■ Material provided ■
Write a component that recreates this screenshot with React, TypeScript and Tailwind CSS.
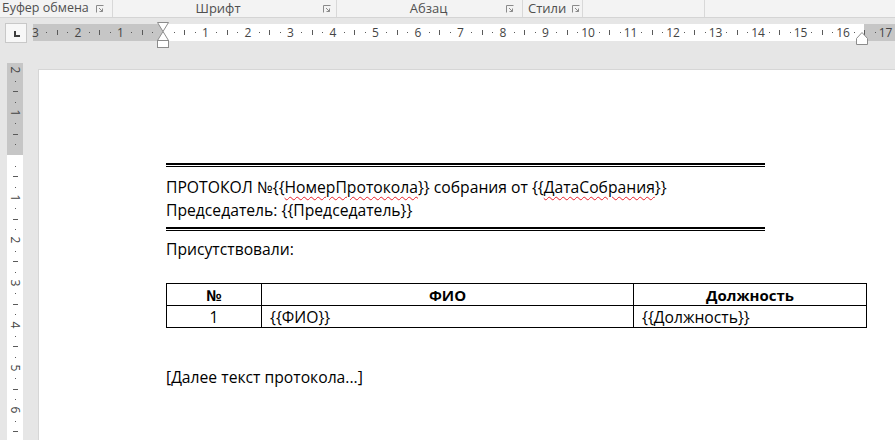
import React from "react";

const CM = 42.5;
const H_ORIGIN = 130; // offset of ruler zero inside horizontal ruler (x=163)
const V_ORIGIN = 92; // offset of ruler zero inside vertical ruler (y=155)

function Launcher() {
  return (
    <svg width="8" height="8" viewBox="0 0 8 8" className="shrink-0">
      <path d="M0.5 7.5V0.5H7.5" fill="none" stroke="#8a8a8a" strokeWidth="1" />
      <path d="M3 3L6.5 6.5M6.5 3.5V6.5H3.5" fill="none" stroke="#8a8a8a" strokeWidth="1" />
    </svg>
  );
}

function HRuler() {
  const marks: React.ReactNode[] = [];
  for (let k = -12; k <= 69; k++) {
    const x = H_ORIGIN + (k * CM) / 4;
    if (k === 0) continue;
    const m = ((k % 4) + 4) % 4;
    if (m === 0) {
      marks.push(
        <span
          key={k}
          className="absolute top-1/2 -translate-x-1/2 -translate-y-1/2 text-[12px] leading-none text-[#444]"
          style={{ left: x }}
        >
          {Math.abs(k / 4)}
        </span>
      );
    } else if (m === 2) {
      marks.push(
        <span
          key={k}
          className="absolute top-[6px] h-[5px] w-px bg-[#5a5a5a]"
          style={{ left: Math.round(x) }}
        />
      );
    } else {
      marks.push(
        <span
          key={k}
          className="absolute top-[8px] h-px w-px bg-[#5a5a5a]"
          style={{ left: Math.round(x) }}
        />
      );
    }
  }
  return (
    <div className="relative mt-[6px] h-[17px] flex-1">
      <div className="flex h-full">
        <div className="w-[130px] bg-[#c6c6c6]" />
        <div className="w-[701px] bg-white" />
        <div className="flex-1 bg-[#c6c6c6]" />
      </div>
      {marks}
      <svg
        width="12"
        height="27"
        viewBox="0 0 12 27"
        className="absolute left-[124px] top-[-2px]"
      >
        <path d="M0.5 0.5H11.5L6 9.5Z" fill="#fff" stroke="#8c8c8c" />
        <path d="M6 9.5L11.5 18.5H0.5Z" fill="#fff" stroke="#8c8c8c" />
        <rect x="0.5" y="18.5" width="11" height="7" fill="#fff" stroke="#8c8c8c" />
      </svg>
      <svg
        width="12"
        height="13"
        viewBox="0 0 12 13"
        className="absolute left-[823px] top-[8px]"
      >
        <path d="M6 0.5L11.5 6.5V12.5H0.5V6.5Z" fill="#fff" stroke="#8c8c8c" />
      </svg>
    </div>
  );
}

function VRuler() {
  const marks: React.ReactNode[] = [];
  for (let k = -8; k <= 27; k++) {
    const y = V_ORIGIN + (k * CM) / 4;
    if (k === 0) continue;
    const m = ((k % 4) + 4) % 4;
    if (m === 0) {
      marks.push(
        <span
          key={k}
          className="absolute left-1/2 -translate-x-1/2 -translate-y-1/2 rotate-90 text-[12px] leading-none text-[#444]"
          style={{ top: y }}
        >
          {Math.abs(k / 4)}
        </span>
      );
    } else if (m === 2) {
      marks.push(
        <span
          key={k}
          className="absolute left-[6px] h-px w-[5px] bg-[#5a5a5a]"
          style={{ top: Math.round(y) }}
        />
      );
    } else {
      marks.push(
        <span
          key={k}
          className="absolute left-[8px] h-px w-px bg-[#5a5a5a]"
          style={{ top: Math.round(y) }}
        />
      );
    }
  }
  return (
    <div className="relative ml-[7px] w-[16px] self-stretch">
      <div className="flex h-full flex-col">
        <div className="h-[92px] bg-[#c6c6c6]" />
        <div className="flex-1 bg-white" />
      </div>
      {marks}
    </div>
  );
}

function DoubleRule() {
  return (
    <div className="w-[599px]">
      <div className="h-[2px] bg-black" />
      <div className="h-px" />
      <div className="h-px bg-black" />
    </div>
  );
}

const squiggle =
  "underline decoration-wavy decoration-[#e8202a] decoration-1 underline-offset-[3px]";

export default function App() {
  return (
    <div
      className="flex h-[440px] w-[895px] flex-col overflow-hidden bg-[#e6e6e6]"
      style={{ fontFamily: "'Open Sans', 'Noto Sans', sans-serif" }}
    >
      {/* ribbon group labels */}
      <div className="flex h-[18px] shrink-0 items-center border-b border-[#d4d4d4] bg-[#f3f3f3] text-[12.5px] leading-none text-[#505050]">
        <div className="flex h-full w-[113px] items-center border-r border-[#d8d8d8] pl-[2px] pr-[8px]">
          <span className="flex-1 whitespace-nowrap">Буфер обмена</span>
          <Launcher />
        </div>
        <div className="flex h-full w-[224px] items-center border-r border-[#d8d8d8] pr-[5px]">
          <span className="flex-1 text-center text-[13px]">Шрифт</span>
          <Launcher />
        </div>
        <div className="flex h-full w-[186px] items-center border-r border-[#d8d8d8] pr-[8px]">
          <span className="flex-1 pl-[14px] text-center text-[13px]">Абзац</span>
          <Launcher />
        </div>
        <div className="flex h-full w-[60px] items-center gap-[6px] border-r border-[#d8d8d8] pl-[5px]">
          <span className="text-[13px]">Стили</span>
          <Launcher />
        </div>
        <div className="h-full w-[122px] border-r border-[#d8d8d8]" />
        <div className="flex-1" />
      </div>

      {/* horizontal ruler row */}
      <div className="flex h-[45px] shrink-0 items-start">
        <div className="ml-[5px] mt-[5px] flex h-[20px] w-[22px] items-center justify-center border border-[#c8c8c8] bg-[#f7f7f7]">
          <div className="ml-[1px] mt-[2px] h-[6px] w-[6px] border-b-2 border-l-2 border-[#3c3c3c]" />
        </div>
        <div className="ml-[6px] flex flex-1">
          <HRuler />
        </div>
      </div>

      {/* body */}
      <div className="flex flex-1">
        <div className="flex w-[38px] shrink-0">
          <VRuler />
        </div>
        <div className="mt-[6px] flex-1 border-l border-t border-[#d6d6d6] bg-white pl-[127px] pt-[93px] text-[15.7px] leading-[23px] text-black">
          <DoubleRule />
          <div className="mt-[9px]">
            ПРОТОКОЛ №{"{{"}
            <span className={squiggle}>НомерПротокола</span>
            {"}}"} собрания от {"{{"}
            <span className={squiggle}>ДатаСобрания</span>
            {"}}"}
          </div>
          <div>Председатель: {"{{Председатель}}"}</div>
          <div className="mt-[5px]">
            <DoubleRule />
          </div>
          <div className="mt-[7px]">Присутствовали:</div>
          <table className="mt-[22px] w-[701px] border-collapse">
            <tbody>
              <tr className="h-[22px]">
                <th className="w-[95px] border border-black p-0 text-center text-[15px] font-bold leading-[20px]">№</th>
                <th className="w-[372px] border border-black p-0 text-center text-[15px] font-bold leading-[20px]">ФИО</th>
                <th className="border border-black p-0 text-center text-[15px] font-bold leading-[20px]">Должность</th>
              </tr>
              <tr className="h-[22px]">
                <td className="border border-black p-0 text-center leading-[20px]">1</td>
                <td className="border border-black px-[8px] py-0 leading-[20px]">{"{{ФИО}}"}</td>
                <td className="border border-black px-[8px] py-0 leading-[20px]">{"{{Должность}}"}</td>
              </tr>
            </tbody>
          </table>
          <div className="mt-[38px]">[Далее текст протокола...]</div>
        </div>
      </div>
    </div>
  );
}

■ Task instructions ■
Reproduce the material word for word, minus the images.

■ Exercise result ■
Write a component that recreates this screenshot with React, TypeScript and Tailwind CSS.
import React from "react";

const CM = 42.5;
const H_ORIGIN = 130; // offset of ruler zero inside horizontal ruler (x=163)
const V_ORIGIN = 92; // offset of ruler zero inside vertical ruler (y=155)

function Launcher() {
  return (
    <svg width="8" height="8" viewBox="0 0 8 8" className="shrink-0">
      <path d="M0.5 7.5V0.5H7.5" fill="none" stroke="#8a8a8a" strokeWidth="1" />
      <path d="M3 3L6.5 6.5M6.5 3.5V6.5H3.5" fill="none" stroke="#8a8a8a" strokeWidth="1" />
    </svg>
  );
}

function HRuler() {
  const marks: React.ReactNode[] = [];
  for (let k = -12; k <= 69; k++) {
    const x = H_ORIGIN + (k * CM) / 4;
    if (k === 0) continue;
    const m = ((k % 4) + 4) % 4;
    if (m === 0) {
      marks.push(
        <span
          key={k}
          className="absolute top-1/2 -translate-x-1/2 -translate-y-1/2 text-[12px] leading-none text-[#444]"
          style={{ left: x }}
        >
          {Math.abs(k / 4)}
        </span>
      );
    } else if (m === 2) {
      marks.push(
        <span
          key={k}
          className="absolute top-[6px] h-[5px] w-px bg-[#5a5a5a]"
          style={{ left: Math.round(x) }}
        />
      );
    } else {
      marks.push(
        <span
          key={k}
          className="absolute top-[8px] h-px w-px bg-[#5a5a5a]"
          style={{ left: Math.round(x) }}
        />
      );
    }
  }
  return (
    <div className="relative mt-[6px] h-[17px] flex-1">
      <div className="flex h-full">
        <div className="w-[130px] bg-[#c6c6c6]" />
        <div className="w-[701px] bg-white" />
        <div className="flex-1 bg-[#c6c6c6]" />
      </div>
      {marks}
      <svg
        width="12"
        height="27"
        viewBox="0 0 12 27"
        className="absolute left-[124px] top-[-2px]"
      >
        <path d="M0.5 0.5H11.5L6 9.5Z" fill="#fff" stroke="#8c8c8c" />
        <path d="M6 9.5L11.5 18.5H0.5Z" fill="#fff" stroke="#8c8c8c" />
        <rect x="0.5" y="18.5" width="11" height="7" fill="#fff" stroke="#8c8c8c" />
      </svg>
      <svg
        width="12"
        height="13"
        viewBox="0 0 12 13"
        className="absolute left-[823px] top-[8px]"
      >
        <path d="M6 0.5L11.5 6.5V12.5H0.5V6.5Z" fill="#fff" stroke="#8c8c8c" />
      </svg>
    </div>
  );
}

function VRuler() {
  const marks: React.ReactNode[] = [];
  for (let k = -8; k <= 27; k++) {
    const y = V_ORIGIN + (k * CM) / 4;
    if (k === 0) continue;
    const m = ((k % 4) + 4) % 4;
    if (m === 0) {
      marks.push(
        <span
          key={k}
          className="absolute left-1/2 -translate-x-1/2 -translate-y-1/2 rotate-90 text-[12px] leading-none text-[#444]"
          style={{ top: y }}
        >
          {Math.abs(k / 4)}
        </span>
      );
    } else if (m === 2) {
      marks.push(
        <span
          key={k}
          className="absolute left-[6px] h-px w-[5px] bg-[#5a5a5a]"
          style={{ top: Math.round(y) }}
        />
      );
    } else {
      marks.push(
        <span
          key={k}
          className="absolute left-[8px] h-px w-px bg-[#5a5a5a]"
          style={{ top: Math.round(y) }}
        />
      );
    }
  }
  return (
    <div className="relative ml-[7px] w-[16px] self-stretch">
      <div className="flex h-full flex-col">
        <div className="h-[92px] bg-[#c6c6c6]" />
        <div className="flex-1 bg-white" />
      </div>
      {marks}
    </div>
  );
}

function DoubleRule() {
  return (
    <div className="w-[599px]">
      <div className="h-[2px] bg-black" />
      <div className="h-px" />
      <div className="h-px bg-black" />
    </div>
  );
}

const squiggle =
  "underline decoration-wavy decoration-[#e8202a] decoration-1 underline-offset-[3px]";

export default function App() {
  return (
    <div
      className="flex h-[440px] w-[895px] flex-col overflow-hidden bg-[#e6e6e6]"
      style={{ fontFamily: "'Open Sans', 'Noto Sans', sans-serif" }}
    >
      {/* ribbon group labels */}
      <div className="flex h-[18px] shrink-0 items-center border-b border-[#d4d4d4] bg-[#f3f3f3] text-[12.5px] leading-none text-[#505050]">
        <div className="flex h-full w-[113px] items-center border-r border-[#d8d8d8] pl-[2px] pr-[8px]">
          <span className="flex-1 whitespace-nowrap">Буфер обмена</span>
          <Launcher />
        </div>
        <div className="flex h-full w-[224px] items-center border-r border-[#d8d8d8] pr-[5px]">
          <span className="flex-1 text-center text-[13px]">Шрифт</span>
          <Launcher />
        </div>
        <div className="flex h-full w-[186px] items-center border-r border-[#d8d8d8] pr-[8px]">
          <span className="flex-1 pl-[14px] text-center text-[13px]">Абзац</span>
          <Launcher />
        </div>
        <div className="flex h-full w-[60px] items-center gap-[6px] border-r border-[#d8d8d8] pl-[5px]">
          <span className="text-[13px]">Стили</span>
          <Launcher />
        </div>
        <div className="h-full w-[122px] border-r border-[#d8d8d8]" />
        <div className="flex-1" />
      </div>

      {/* horizontal ruler row */}
      <div className="flex h-[45px] shrink-0 items-start">
        <div className="ml-[5px] mt-[5px] flex h-[20px] w-[22px] items-center justify-center border border-[#c8c8c8] bg-[#f7f7f7]">
          <div className="ml-[1px] mt-[2px] h-[6px] w-[6px] border-b-2 border-l-2 border-[#3c3c3c]" />
        </div>
        <div className="ml-[6px] flex flex-1">
          <HRuler />
        </div>
      </div>

      {/* body */}
      <div className="flex flex-1">
        <div className="flex w-[38px] shrink-0">
          <VRuler />
        </div>
        <div className="mt-[6px] flex-1 border-l border-t border-[#d6d6d6] bg-white pl-[127px] pt-[93px] text-[15.7px] leading-[23px] text-black">
          <DoubleRule />
          <div className="mt-[9px]">
            ПРОТОКОЛ №{"{{"}
            <span className={squiggle}>НомерПротокола</span>
            {"}}"} собрания от {"{{"}
            <span className={squiggle}>ДатаСобрания</span>
            {"}}"}
          </div>
          <div>Председатель: {"{{Председатель}}"}</div>
          <div className="mt-[5px]">
            <DoubleRule />
          </div>
          <div className="mt-[7px]">Присутствовали:</div>
          <table className="mt-[22px] w-[701px] border-collapse">
            <tbody>
              <tr className="h-[22px]">
                <th className="w-[95px] border border-black p-0 text-center text-[15px] font-bold leading-[20px]">№</th>
                <th className="w-[372px] border border-black p-0 text-center text-[15px] font-bold leading-[20px]">ФИО</th>
                <th className="border border-black p-0 text-center text-[15px] font-bold leading-[20px]">Должность</th>
              </tr>
              <tr className="h-[22px]">
                <td className="border border-black p-0 text-center leading-[20px]">1</td>
                <td className="border border-black px-[8px] py-0 leading-[20px]">{"{{ФИО}}"}</td>
                <td className="border border-black px-[8px] py-0 leading-[20px]">{"{{Должность}}"}</td>
              </tr>
            </tbody>
          </table>
          <div className="mt-[38px]">[Далее текст протокола...]</div>
        </div>
      </div>
    </div>
  );
}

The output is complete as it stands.